Under Armour’s C-suite is turning into musical chairs much to the dismay of Wall Street.

The athletic apparel giant’s shares dropped 12% last week after announcing that founder Kevin Plank would replace CEO Stephanie Linnartz, who is stepping down after assuming the role in February 2023.

“As the company continues to navigate several post-pandemic consumer, industry and brand-specific factors, we’re working hard to reconstitute our strengths and make thoughtful, balanced business decisions to drive enduring success for athletes, customers and shareholders,” Plank says. “I’m energized about the team we’ve put into place and look forward to seizing the opportunities ahead.”

CEO Timeline

At the dawn of 2020, Plank stepped down as CEO of the Baltimore-headquartered company, but remained chairman of the board.

  • However, his successor, former ALDO Group CEO Patrik Frisk, resigned just two years later.

Linnartz, a former Marriott International executive who earned acclaim for building out the hotel giant’s Bonvoy loyalty program, was then named CEO. During her year-long tenure, she launched Under Armour’s UA Rewards loyalty program and incorporated a more athleisure-focused assortment with more options for women, CNBC reported.

“I feel honored to have served as Under Armour’s president and CEO and worked with many incredible teammates who care deeply about the company’s purpose and mission,” Linnartz says. “I’m proud of our progress against our strategic plan, including strengthening our team, evolving our products and marketing and increasing our focus on profitability. We have a strong foundation in place for future growth and the company’s potential is limitless.
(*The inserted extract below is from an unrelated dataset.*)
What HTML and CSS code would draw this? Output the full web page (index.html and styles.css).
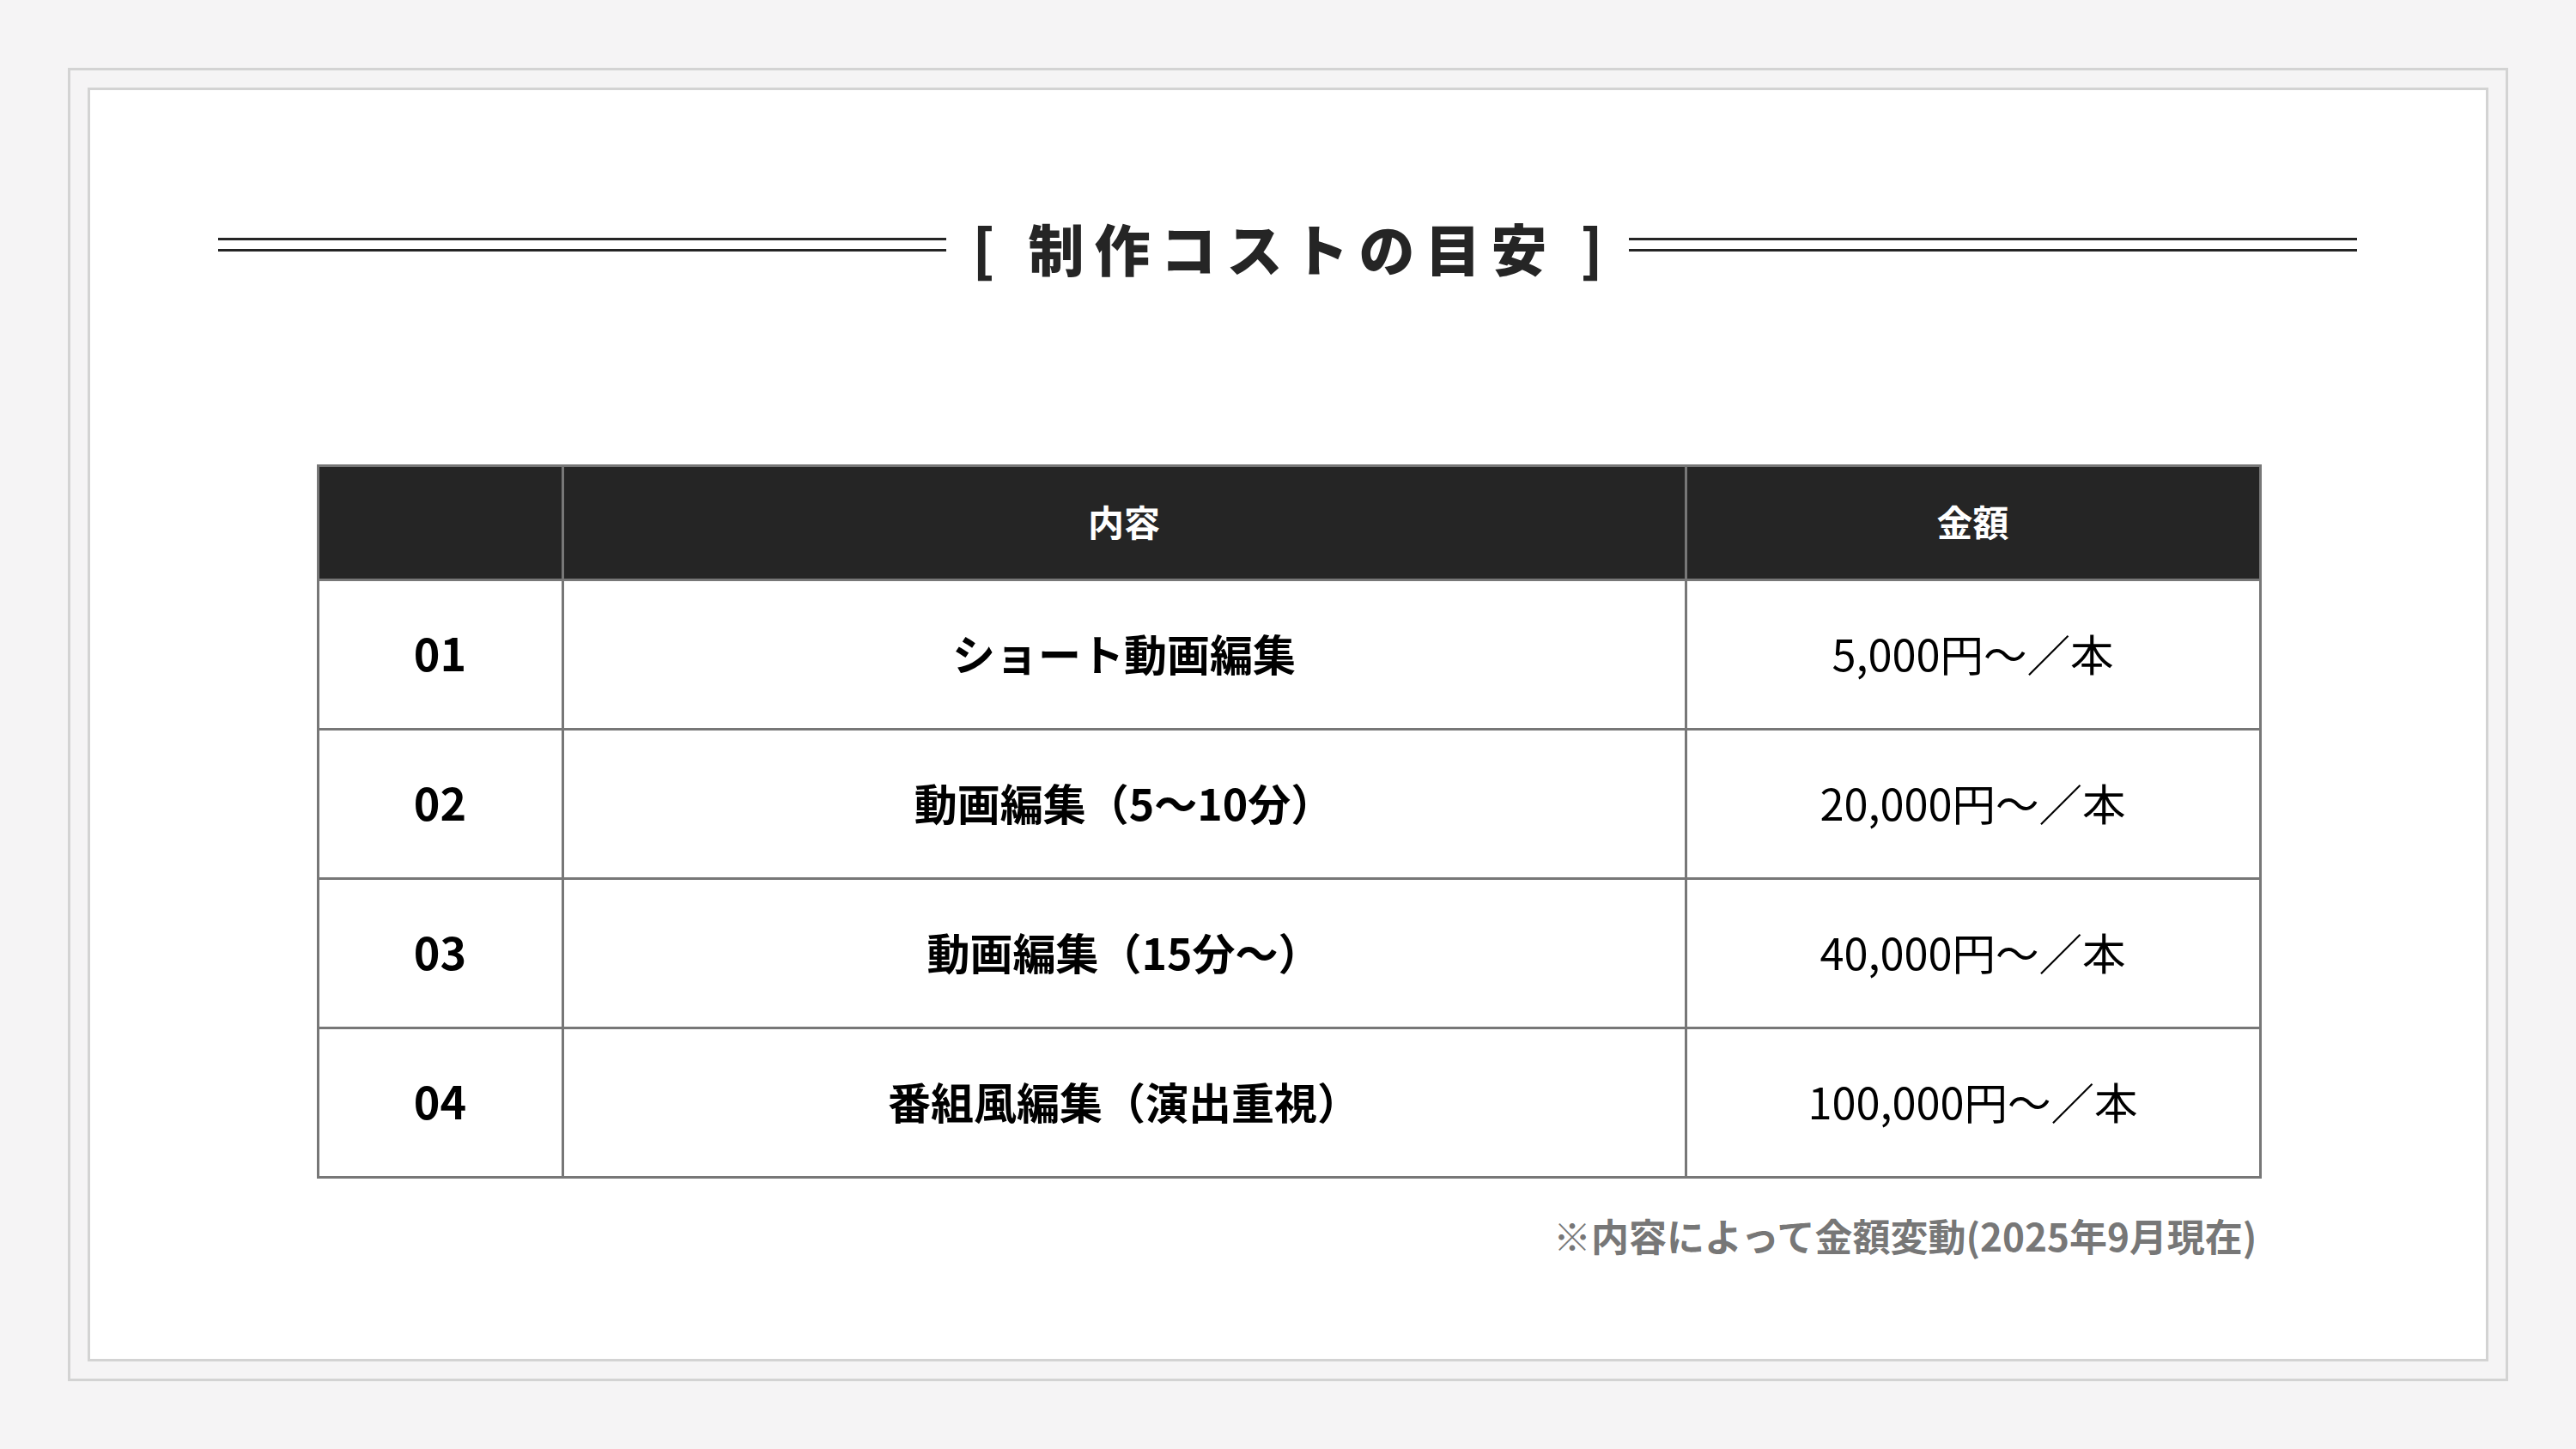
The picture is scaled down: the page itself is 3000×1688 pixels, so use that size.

I’ll continue to root for Under Armour’s success.”

On April 1, Plank will officially replace Linnartz, who will remain an advisor to the company through April 30.

  • Mohamed A. El-Erian, an independent director since 2018 and lead director since 2020, will become the non-executive chair.

Analyst Reaction

Following the announcement, both Williams Trading and Evercore ISI downgraded Under Armour and lowered their price targets, according to CNBC.

  • Williams Trading switched to a “hold” rating from a “buy” rating and lowered its price target from $11 to $8.
  • Evercore downgraded the company to an “underperform” rating from an “in line” rating and lowered its price target from $8 to $7. 

In its downgrade, Evercore ISI said Plank’s return to the company was a “clear signal” that the strategy wasn’t working. “We think the most likely scenario Mr. Plank will pursue will include efforts to accelerate a return to North America revenue growth … which we think will add significant risk to the brand longer-term,” analyst Michael Binetti wrote. 

Linnartz’s imminent departure is “emblematic of a brand that can’t quite decide which direction it wants to go in,” retail analyst and GlobalData managing director Neil Saunders told CNBC.

“Under Armour has already been through several rounds of change as it tries to address declining sales and issues with the brand but, as the latest set of poor quarterly results show, it has not yet found a successful path to rebuilding the business,” Saunders said.

Analysts from William Blair wrote that “with about two-thirds of leadership new to Under Armour in the past year, the departure of Linnartz poses some risk that Under Armour could undergo more changes in key roles, which could push out our hope for rebounding domestic revenue growth in fiscal 2026 given inherent product lead times if key leadership changes.”

  • Under Armour’s revenue decreased 6% during the holiday quarter due to soft demand in North America and a slowdown in wholesale orders, the company said in its most recent financial report.